_Data section_
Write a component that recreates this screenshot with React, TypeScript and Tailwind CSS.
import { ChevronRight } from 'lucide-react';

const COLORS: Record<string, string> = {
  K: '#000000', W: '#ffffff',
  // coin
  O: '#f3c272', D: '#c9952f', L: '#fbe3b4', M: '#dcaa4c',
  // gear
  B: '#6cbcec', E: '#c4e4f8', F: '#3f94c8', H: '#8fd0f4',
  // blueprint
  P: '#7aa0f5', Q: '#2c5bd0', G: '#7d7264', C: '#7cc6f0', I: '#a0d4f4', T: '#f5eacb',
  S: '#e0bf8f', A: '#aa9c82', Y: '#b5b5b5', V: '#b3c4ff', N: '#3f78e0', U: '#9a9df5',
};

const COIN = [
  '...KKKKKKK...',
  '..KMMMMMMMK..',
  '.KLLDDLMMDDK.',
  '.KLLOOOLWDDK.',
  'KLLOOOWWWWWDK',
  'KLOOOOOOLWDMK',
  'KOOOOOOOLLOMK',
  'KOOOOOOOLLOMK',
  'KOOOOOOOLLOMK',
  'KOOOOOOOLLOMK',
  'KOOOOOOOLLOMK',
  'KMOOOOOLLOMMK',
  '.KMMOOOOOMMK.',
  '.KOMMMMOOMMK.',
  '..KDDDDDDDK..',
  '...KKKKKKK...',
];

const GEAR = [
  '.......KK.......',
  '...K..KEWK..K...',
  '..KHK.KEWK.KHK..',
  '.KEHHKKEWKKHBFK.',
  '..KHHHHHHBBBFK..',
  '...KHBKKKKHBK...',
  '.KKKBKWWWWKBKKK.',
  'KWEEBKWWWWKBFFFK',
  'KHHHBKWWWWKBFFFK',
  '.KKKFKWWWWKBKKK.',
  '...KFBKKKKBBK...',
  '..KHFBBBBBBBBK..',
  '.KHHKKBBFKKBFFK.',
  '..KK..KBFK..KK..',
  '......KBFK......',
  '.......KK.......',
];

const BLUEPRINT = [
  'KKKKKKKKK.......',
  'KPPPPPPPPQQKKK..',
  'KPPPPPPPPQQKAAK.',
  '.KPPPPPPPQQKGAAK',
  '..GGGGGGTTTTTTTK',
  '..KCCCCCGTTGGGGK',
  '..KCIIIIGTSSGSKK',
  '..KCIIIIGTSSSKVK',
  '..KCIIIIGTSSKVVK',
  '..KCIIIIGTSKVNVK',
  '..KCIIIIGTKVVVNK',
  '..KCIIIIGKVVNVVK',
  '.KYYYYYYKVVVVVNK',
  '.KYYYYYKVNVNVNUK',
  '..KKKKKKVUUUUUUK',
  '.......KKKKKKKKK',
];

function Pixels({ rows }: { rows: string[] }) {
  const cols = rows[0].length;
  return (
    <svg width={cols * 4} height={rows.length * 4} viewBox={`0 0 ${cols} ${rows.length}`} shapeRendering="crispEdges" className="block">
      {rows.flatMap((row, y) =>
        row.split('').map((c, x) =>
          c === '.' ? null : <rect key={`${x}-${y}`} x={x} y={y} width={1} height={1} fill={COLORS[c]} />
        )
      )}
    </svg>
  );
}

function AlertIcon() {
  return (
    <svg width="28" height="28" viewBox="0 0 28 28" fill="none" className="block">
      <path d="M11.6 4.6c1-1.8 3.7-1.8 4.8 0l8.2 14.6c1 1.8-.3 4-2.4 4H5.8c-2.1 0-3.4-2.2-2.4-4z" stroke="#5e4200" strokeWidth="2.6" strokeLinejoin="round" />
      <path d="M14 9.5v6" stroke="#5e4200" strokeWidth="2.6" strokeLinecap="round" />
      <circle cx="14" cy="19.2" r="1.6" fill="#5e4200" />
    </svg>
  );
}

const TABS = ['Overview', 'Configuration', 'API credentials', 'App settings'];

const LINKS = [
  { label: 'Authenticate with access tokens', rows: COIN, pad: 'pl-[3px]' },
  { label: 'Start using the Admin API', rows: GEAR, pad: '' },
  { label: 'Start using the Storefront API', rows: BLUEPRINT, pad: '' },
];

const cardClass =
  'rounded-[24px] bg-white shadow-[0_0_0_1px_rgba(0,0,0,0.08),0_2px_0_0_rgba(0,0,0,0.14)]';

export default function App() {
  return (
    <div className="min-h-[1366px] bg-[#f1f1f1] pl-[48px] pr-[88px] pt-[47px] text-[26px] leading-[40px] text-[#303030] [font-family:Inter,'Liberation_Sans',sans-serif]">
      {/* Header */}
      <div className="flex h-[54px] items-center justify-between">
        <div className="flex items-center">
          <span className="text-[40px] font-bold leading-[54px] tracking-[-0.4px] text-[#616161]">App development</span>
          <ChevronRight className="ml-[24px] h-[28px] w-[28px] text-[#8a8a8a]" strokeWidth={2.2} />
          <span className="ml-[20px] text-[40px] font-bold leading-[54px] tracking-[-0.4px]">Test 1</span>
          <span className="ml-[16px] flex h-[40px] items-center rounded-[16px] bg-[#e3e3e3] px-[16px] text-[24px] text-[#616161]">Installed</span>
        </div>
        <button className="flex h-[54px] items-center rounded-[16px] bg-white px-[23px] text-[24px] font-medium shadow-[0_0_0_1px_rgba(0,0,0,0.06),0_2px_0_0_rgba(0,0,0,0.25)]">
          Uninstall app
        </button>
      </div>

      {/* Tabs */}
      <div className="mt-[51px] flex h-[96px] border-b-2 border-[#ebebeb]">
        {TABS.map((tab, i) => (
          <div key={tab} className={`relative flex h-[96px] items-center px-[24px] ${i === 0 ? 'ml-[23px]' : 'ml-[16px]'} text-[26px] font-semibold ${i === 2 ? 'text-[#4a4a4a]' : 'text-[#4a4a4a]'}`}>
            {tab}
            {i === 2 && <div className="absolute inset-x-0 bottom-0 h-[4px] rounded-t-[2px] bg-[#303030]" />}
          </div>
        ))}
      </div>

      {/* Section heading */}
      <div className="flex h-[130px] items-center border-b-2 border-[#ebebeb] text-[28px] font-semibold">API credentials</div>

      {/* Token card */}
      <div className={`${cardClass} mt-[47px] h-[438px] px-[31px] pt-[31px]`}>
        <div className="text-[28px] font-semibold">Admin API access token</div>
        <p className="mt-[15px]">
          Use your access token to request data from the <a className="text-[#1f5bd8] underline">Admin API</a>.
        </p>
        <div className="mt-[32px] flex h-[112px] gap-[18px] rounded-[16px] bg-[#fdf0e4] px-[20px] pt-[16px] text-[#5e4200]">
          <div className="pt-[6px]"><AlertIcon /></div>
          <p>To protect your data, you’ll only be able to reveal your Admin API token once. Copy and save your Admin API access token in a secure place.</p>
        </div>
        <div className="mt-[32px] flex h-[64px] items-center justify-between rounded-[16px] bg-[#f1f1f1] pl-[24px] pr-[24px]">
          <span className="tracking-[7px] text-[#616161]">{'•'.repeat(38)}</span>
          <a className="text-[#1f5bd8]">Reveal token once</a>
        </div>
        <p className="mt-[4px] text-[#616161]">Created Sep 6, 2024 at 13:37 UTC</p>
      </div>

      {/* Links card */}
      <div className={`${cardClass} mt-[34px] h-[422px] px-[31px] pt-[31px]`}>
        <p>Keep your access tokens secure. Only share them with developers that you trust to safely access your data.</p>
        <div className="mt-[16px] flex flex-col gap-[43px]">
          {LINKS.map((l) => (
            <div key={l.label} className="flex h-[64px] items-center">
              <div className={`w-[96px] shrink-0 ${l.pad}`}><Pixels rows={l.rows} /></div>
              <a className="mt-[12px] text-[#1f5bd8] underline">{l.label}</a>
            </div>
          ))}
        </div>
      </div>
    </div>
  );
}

_To be done_
Restate the data above word for word, please.

_Expected answer_
Write a component that recreates this screenshot with React, TypeScript and Tailwind CSS.
import { ChevronRight } from 'lucide-react';

const COLORS: Record<string, string> = {
  K: '#000000', W: '#ffffff',
  // coin
  O: '#f3c272', D: '#c9952f', L: '#fbe3b4', M: '#dcaa4c',
  // gear
  B: '#6cbcec', E: '#c4e4f8', F: '#3f94c8', H: '#8fd0f4',
  // blueprint
  P: '#7aa0f5', Q: '#2c5bd0', G: '#7d7264', C: '#7cc6f0', I: '#a0d4f4', T: '#f5eacb',
  S: '#e0bf8f', A: '#aa9c82', Y: '#b5b5b5', V: '#b3c4ff', N: '#3f78e0', U: '#9a9df5',
};

const COIN = [
  '...KKKKKKK...',
  '..KMMMMMMMK..',
  '.KLLDDLMMDDK.',
  '.KLLOOOLWDDK.',
  'KLLOOOWWWWWDK',
  'KLOOOOOOLWDMK',
  'KOOOOOOOLLOMK',
  'KOOOOOOOLLOMK',
  'KOOOOOOOLLOMK',
  'KOOOOOOOLLOMK',
  'KOOOOOOOLLOMK',
  'KMOOOOOLLOMMK',
  '.KMMOOOOOMMK.',
  '.KOMMMMOOMMK.',
  '..KDDDDDDDK..',
  '...KKKKKKK...',
];

const GEAR = [
  '.......KK.......',
  '...K..KEWK..K...',
  '..KHK.KEWK.KHK..',
  '.KEHHKKEWKKHBFK.',
  '..KHHHHHHBBBFK..',
  '...KHBKKKKHBK...',
  '.KKKBKWWWWKBKKK.',
  'KWEEBKWWWWKBFFFK',
  'KHHHBKWWWWKBFFFK',
  '.KKKFKWWWWKBKKK.',
  '...KFBKKKKBBK...',
  '..KHFBBBBBBBBK..',
  '.KHHKKBBFKKBFFK.',
  '..KK..KBFK..KK..',
  '......KBFK......',
  '.......KK.......',
];

const BLUEPRINT = [
  'KKKKKKKKK.......',
  'KPPPPPPPPQQKKK..',
  'KPPPPPPPPQQKAAK.',
  '.KPPPPPPPQQKGAAK',
  '..GGGGGGTTTTTTTK',
  '..KCCCCCGTTGGGGK',
  '..KCIIIIGTSSGSKK',
  '..KCIIIIGTSSSKVK',
  '..KCIIIIGTSSKVVK',
  '..KCIIIIGTSKVNVK',
  '..KCIIIIGTKVVVNK',
  '..KCIIIIGKVVNVVK',
  '.KYYYYYYKVVVVVNK',
  '.KYYYYYKVNVNVNUK',
  '..KKKKKKVUUUUUUK',
  '.......KKKKKKKKK',
];

function Pixels({ rows }: { rows: string[] }) {
  const cols = rows[0].length;
  return (
    <svg width={cols * 4} height={rows.length * 4} viewBox={`0 0 ${cols} ${rows.length}`} shapeRendering="crispEdges" className="block">
      {rows.flatMap((row, y) =>
        row.split('').map((c, x) =>
          c === '.' ? null : <rect key={`${x}-${y}`} x={x} y={y} width={1} height={1} fill={COLORS[c]} />
        )
      )}
    </svg>
  );
}

function AlertIcon() {
  return (
    <svg width="28" height="28" viewBox="0 0 28 28" fill="none" className="block">
      <path d="M11.6 4.6c1-1.8 3.7-1.8 4.8 0l8.2 14.6c1 1.8-.3 4-2.4 4H5.8c-2.1 0-3.4-2.2-2.4-4z" stroke="#5e4200" strokeWidth="2.6" strokeLinejoin="round" />
      <path d="M14 9.5v6" stroke="#5e4200" strokeWidth="2.6" strokeLinecap="round" />
      <circle cx="14" cy="19.2" r="1.6" fill="#5e4200" />
    </svg>
  );
}

const TABS = ['Overview', 'Configuration', 'API credentials', 'App settings'];

const LINKS = [
  { label: 'Authenticate with access tokens', rows: COIN, pad: 'pl-[3px]' },
  { label: 'Start using the Admin API', rows: GEAR, pad: '' },
  { label: 'Start using the Storefront API', rows: BLUEPRINT, pad: '' },
];

const cardClass =
  'rounded-[24px] bg-white shadow-[0_0_0_1px_rgba(0,0,0,0.08),0_2px_0_0_rgba(0,0,0,0.14)]';

export default function App() {
  return (
    <div className="min-h-[1366px] bg-[#f1f1f1] pl-[48px] pr-[88px] pt-[47px] text-[26px] leading-[40px] text-[#303030] [font-family:Inter,'Liberation_Sans',sans-serif]">
      {/* Header */}
      <div className="flex h-[54px] items-center justify-between">
        <div className="flex items-center">
          <span className="text-[40px] font-bold leading-[54px] tracking-[-0.4px] text-[#616161]">App development</span>
          <ChevronRight className="ml-[24px] h-[28px] w-[28px] text-[#8a8a8a]" strokeWidth={2.2} />
          <span className="ml-[20px] text-[40px] font-bold leading-[54px] tracking-[-0.4px]">Test 1</span>
          <span className="ml-[16px] flex h-[40px] items-center rounded-[16px] bg-[#e3e3e3] px-[16px] text-[24px] text-[#616161]">Installed</span>
        </div>
        <button className="flex h-[54px] items-center rounded-[16px] bg-white px-[23px] text-[24px] font-medium shadow-[0_0_0_1px_rgba(0,0,0,0.06),0_2px_0_0_rgba(0,0,0,0.25)]">
          Uninstall app
        </button>
      </div>

      {/* Tabs */}
      <div className="mt-[51px] flex h-[96px] border-b-2 border-[#ebebeb]">
        {TABS.map((tab, i) => (
          <div key={tab} className={`relative flex h-[96px] items-center px-[24px] ${i === 0 ? 'ml-[23px]' : 'ml-[16px]'} text-[26px] font-semibold ${i === 2 ? 'text-[#4a4a4a]' : 'text-[#4a4a4a]'}`}>
            {tab}
            {i === 2 && <div className="absolute inset-x-0 bottom-0 h-[4px] rounded-t-[2px] bg-[#303030]" />}
          </div>
        ))}
      </div>

      {/* Section heading */}
      <div className="flex h-[130px] items-center border-b-2 border-[#ebebeb] text-[28px] font-semibold">API credentials</div>

      {/* Token card */}
      <div className={`${cardClass} mt-[47px] h-[438px] px-[31px] pt-[31px]`}>
        <div className="text-[28px] font-semibold">Admin API access token</div>
        <p className="mt-[15px]">
          Use your access token to request data from the <a className="text-[#1f5bd8] underline">Admin API</a>.
        </p>
        <div className="mt-[32px] flex h-[112px] gap-[18px] rounded-[16px] bg-[#fdf0e4] px-[20px] pt-[16px] text-[#5e4200]">
          <div className="pt-[6px]"><AlertIcon /></div>
          <p>To protect your data, you’ll only be able to reveal your Admin API token once. Copy and save your Admin API access token in a secure place.</p>
        </div>
        <div className="mt-[32px] flex h-[64px] items-center justify-between rounded-[16px] bg-[#f1f1f1] pl-[24px] pr-[24px]">
          <span className="tracking-[7px] text-[#616161]">{'•'.repeat(38)}</span>
          <a className="text-[#1f5bd8]">Reveal token once</a>
        </div>
        <p className="mt-[4px] text-[#616161]">Created Sep 6, 2024 at 13:37 UTC</p>
      </div>

      {/* Links card */}
      <div className={`${cardClass} mt-[34px] h-[422px] px-[31px] pt-[31px]`}>
        <p>Keep your access tokens secure. Only share them with developers that you trust to safely access your data.</p>
        <div className="mt-[16px] flex flex-col gap-[43px]">
          {LINKS.map((l) => (
            <div key={l.label} className="flex h-[64px] items-center">
              <div className={`w-[96px] shrink-0 ${l.pad}`}><Pixels rows={l.rows} /></div>
              <a className="mt-[12px] text-[#1f5bd8] underline">{l.label}</a>
            </div>
          ))}
        </div>
      </div>
    </div>
  );
}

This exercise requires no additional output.